*** Data provided ***

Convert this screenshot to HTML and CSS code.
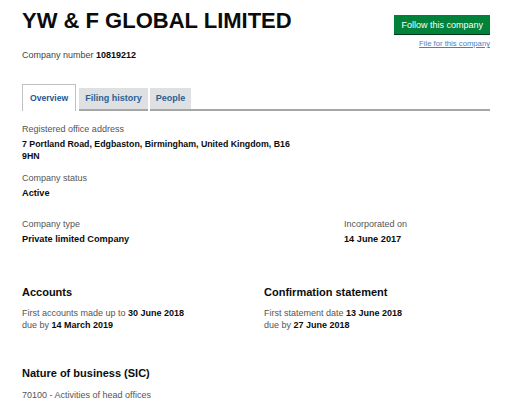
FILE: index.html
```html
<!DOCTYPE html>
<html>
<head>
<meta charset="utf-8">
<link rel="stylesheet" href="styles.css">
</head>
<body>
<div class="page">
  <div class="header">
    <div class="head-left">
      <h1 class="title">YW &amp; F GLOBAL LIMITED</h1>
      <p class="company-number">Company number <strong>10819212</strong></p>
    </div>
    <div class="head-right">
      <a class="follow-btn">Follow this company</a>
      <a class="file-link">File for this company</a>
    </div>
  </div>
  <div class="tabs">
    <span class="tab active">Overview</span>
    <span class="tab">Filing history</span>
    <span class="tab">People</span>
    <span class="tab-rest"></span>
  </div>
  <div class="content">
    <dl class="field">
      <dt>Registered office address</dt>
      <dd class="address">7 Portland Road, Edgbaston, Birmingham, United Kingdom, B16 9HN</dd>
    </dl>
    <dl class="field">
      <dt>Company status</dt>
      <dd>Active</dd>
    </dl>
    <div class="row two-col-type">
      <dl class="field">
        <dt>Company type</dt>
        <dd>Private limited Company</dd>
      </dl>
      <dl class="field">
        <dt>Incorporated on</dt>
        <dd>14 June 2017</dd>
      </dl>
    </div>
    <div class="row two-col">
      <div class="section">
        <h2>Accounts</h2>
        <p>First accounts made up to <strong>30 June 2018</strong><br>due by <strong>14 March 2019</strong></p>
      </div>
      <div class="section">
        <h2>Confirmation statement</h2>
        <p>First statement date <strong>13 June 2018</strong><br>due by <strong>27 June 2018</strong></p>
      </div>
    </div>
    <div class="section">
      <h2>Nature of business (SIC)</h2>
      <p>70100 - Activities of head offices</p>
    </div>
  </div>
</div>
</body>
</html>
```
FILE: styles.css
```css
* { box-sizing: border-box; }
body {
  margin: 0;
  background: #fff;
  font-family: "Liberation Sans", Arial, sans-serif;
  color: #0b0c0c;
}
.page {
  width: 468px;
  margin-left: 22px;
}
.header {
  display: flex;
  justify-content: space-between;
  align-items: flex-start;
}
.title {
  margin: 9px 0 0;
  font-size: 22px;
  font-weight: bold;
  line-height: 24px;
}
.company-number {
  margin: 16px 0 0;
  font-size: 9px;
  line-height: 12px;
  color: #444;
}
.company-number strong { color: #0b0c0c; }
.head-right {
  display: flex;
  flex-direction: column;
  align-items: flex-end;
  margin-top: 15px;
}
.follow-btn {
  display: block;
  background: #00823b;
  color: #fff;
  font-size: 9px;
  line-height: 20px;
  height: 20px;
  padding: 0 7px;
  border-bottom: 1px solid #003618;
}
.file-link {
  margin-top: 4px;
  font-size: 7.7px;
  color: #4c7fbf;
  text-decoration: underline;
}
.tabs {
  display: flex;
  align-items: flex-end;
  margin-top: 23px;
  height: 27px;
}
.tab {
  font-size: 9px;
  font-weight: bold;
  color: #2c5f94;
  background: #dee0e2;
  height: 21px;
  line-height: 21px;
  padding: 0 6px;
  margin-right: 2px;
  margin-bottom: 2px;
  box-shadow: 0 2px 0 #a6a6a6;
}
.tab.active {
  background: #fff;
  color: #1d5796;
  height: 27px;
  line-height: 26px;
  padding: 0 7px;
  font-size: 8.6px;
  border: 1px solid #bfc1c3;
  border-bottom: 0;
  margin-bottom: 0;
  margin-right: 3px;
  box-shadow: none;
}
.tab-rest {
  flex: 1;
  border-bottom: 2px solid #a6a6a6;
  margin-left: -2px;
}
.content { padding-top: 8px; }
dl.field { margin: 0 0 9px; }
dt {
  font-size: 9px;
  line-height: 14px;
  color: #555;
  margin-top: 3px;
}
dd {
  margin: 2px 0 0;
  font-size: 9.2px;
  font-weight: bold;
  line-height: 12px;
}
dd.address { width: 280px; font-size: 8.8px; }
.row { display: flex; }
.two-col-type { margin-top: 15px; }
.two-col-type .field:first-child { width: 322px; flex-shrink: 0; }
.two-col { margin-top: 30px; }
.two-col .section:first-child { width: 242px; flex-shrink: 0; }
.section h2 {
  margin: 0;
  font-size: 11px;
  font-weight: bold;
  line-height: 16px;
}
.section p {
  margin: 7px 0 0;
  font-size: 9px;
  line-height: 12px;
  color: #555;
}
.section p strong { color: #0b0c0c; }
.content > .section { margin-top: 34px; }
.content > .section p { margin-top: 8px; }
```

***

# Task goal:
List all lines above in which the string "this" appears.

# Answer:
Convert this screenshot to HTML and CSS code.
      <a class="follow-btn">Follow this company</a>
      <a class="file-link">File for this company</a>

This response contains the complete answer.